EXERCISE GOAL> Write the lines out again, from the top of the material to the line containing "const ADVICE = '检查流量变化，排除抽空、气蚀以及管道堵塞引起的流体激振；'", pictures excluded.

INFORMATION SHOWN>
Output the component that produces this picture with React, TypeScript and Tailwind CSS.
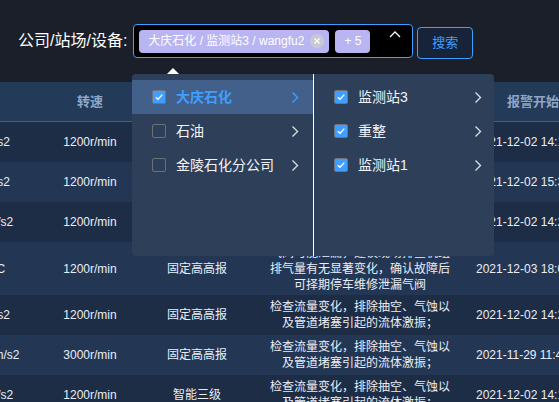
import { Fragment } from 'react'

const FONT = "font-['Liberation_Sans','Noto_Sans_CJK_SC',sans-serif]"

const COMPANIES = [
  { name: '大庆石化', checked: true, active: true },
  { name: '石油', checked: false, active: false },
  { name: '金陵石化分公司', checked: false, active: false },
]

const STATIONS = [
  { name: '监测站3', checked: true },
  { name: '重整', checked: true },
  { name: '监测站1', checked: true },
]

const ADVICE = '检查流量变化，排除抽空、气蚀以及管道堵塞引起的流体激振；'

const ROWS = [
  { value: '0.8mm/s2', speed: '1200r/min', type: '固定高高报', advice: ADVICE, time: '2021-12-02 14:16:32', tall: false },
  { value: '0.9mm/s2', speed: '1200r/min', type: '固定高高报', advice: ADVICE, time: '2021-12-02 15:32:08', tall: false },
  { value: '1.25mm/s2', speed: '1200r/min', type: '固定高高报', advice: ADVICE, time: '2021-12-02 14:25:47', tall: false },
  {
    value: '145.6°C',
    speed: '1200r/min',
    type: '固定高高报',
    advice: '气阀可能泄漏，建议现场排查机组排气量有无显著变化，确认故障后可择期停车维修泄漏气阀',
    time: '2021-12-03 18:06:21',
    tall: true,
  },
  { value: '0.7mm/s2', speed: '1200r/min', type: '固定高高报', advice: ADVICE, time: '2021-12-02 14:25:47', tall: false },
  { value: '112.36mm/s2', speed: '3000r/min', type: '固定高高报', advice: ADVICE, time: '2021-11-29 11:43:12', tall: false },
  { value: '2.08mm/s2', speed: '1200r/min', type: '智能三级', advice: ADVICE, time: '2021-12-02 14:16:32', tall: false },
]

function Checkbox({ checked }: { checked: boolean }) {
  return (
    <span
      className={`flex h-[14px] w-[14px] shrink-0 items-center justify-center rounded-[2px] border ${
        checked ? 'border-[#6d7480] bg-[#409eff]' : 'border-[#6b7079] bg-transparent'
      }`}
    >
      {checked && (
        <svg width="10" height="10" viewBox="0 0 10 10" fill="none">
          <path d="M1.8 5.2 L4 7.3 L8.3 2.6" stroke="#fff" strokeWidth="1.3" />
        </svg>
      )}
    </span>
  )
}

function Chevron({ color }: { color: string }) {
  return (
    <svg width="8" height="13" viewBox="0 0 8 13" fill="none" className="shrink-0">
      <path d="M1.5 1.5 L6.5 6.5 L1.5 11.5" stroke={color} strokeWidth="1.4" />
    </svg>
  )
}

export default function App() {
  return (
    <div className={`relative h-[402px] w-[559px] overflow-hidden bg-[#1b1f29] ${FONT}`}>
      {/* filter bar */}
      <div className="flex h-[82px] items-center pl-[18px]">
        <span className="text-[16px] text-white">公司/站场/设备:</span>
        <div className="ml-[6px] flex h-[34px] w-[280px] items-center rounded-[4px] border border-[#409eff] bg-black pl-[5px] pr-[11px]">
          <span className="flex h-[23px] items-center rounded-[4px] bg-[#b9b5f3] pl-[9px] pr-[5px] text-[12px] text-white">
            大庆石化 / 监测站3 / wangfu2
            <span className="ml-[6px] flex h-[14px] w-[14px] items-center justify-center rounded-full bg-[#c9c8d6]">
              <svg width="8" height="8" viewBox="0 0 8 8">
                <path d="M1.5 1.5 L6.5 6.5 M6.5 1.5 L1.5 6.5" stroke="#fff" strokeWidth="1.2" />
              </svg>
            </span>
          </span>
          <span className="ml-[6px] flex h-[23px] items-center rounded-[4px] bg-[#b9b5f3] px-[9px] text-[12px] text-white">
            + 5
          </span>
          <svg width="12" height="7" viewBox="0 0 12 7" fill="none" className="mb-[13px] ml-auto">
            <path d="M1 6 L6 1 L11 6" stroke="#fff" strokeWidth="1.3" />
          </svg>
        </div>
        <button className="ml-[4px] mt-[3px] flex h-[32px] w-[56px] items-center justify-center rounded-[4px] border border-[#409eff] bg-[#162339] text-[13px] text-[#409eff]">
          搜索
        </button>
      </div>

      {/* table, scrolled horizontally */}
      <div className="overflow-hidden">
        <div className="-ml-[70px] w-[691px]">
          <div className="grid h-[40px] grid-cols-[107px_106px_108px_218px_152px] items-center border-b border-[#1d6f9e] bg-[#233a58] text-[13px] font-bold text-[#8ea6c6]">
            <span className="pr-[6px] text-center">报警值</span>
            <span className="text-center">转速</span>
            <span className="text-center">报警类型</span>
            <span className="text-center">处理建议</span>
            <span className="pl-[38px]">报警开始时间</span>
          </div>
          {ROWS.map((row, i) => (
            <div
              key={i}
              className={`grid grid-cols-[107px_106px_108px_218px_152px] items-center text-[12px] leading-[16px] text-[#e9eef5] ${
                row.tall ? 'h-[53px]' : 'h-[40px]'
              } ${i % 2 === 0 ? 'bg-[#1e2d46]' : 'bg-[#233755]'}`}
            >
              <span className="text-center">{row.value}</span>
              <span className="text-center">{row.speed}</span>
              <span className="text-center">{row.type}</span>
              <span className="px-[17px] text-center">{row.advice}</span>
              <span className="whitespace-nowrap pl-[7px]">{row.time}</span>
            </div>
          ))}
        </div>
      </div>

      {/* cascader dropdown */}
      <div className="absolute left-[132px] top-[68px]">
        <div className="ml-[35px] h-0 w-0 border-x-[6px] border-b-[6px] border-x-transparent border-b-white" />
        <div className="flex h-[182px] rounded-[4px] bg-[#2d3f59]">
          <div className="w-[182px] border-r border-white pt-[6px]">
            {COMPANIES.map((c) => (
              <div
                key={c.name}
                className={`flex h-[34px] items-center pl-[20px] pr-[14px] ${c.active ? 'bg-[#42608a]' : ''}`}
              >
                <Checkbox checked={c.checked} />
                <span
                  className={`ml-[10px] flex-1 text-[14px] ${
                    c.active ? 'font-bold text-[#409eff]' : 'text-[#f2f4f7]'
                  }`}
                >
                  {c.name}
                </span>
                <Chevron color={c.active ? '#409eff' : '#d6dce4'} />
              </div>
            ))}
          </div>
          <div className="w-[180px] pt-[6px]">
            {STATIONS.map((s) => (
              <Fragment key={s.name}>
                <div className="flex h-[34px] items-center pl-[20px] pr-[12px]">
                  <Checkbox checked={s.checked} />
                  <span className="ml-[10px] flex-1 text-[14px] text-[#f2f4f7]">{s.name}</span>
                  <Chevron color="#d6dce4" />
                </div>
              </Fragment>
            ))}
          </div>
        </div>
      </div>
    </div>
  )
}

ANSWER TO THIS EXERCISE>
Output the component that produces this picture with React, TypeScript and Tailwind CSS.
import { Fragment } from 'react'

const FONT = "font-['Liberation_Sans','Noto_Sans_CJK_SC',sans-serif]"

const COMPANIES = [
  { name: '大庆石化', checked: true, active: true },
  { name: '石油', checked: false, active: false },
  { name: '金陵石化分公司', checked: false, active: false },
]

const STATIONS = [
  { name: '监测站3', checked: true },
  { name: '重整', checked: true },
  { name: '监测站1', checked: true },
]

const ADVICE = '检查流量变化，排除抽空、气蚀以及管道堵塞引起的流体激振；'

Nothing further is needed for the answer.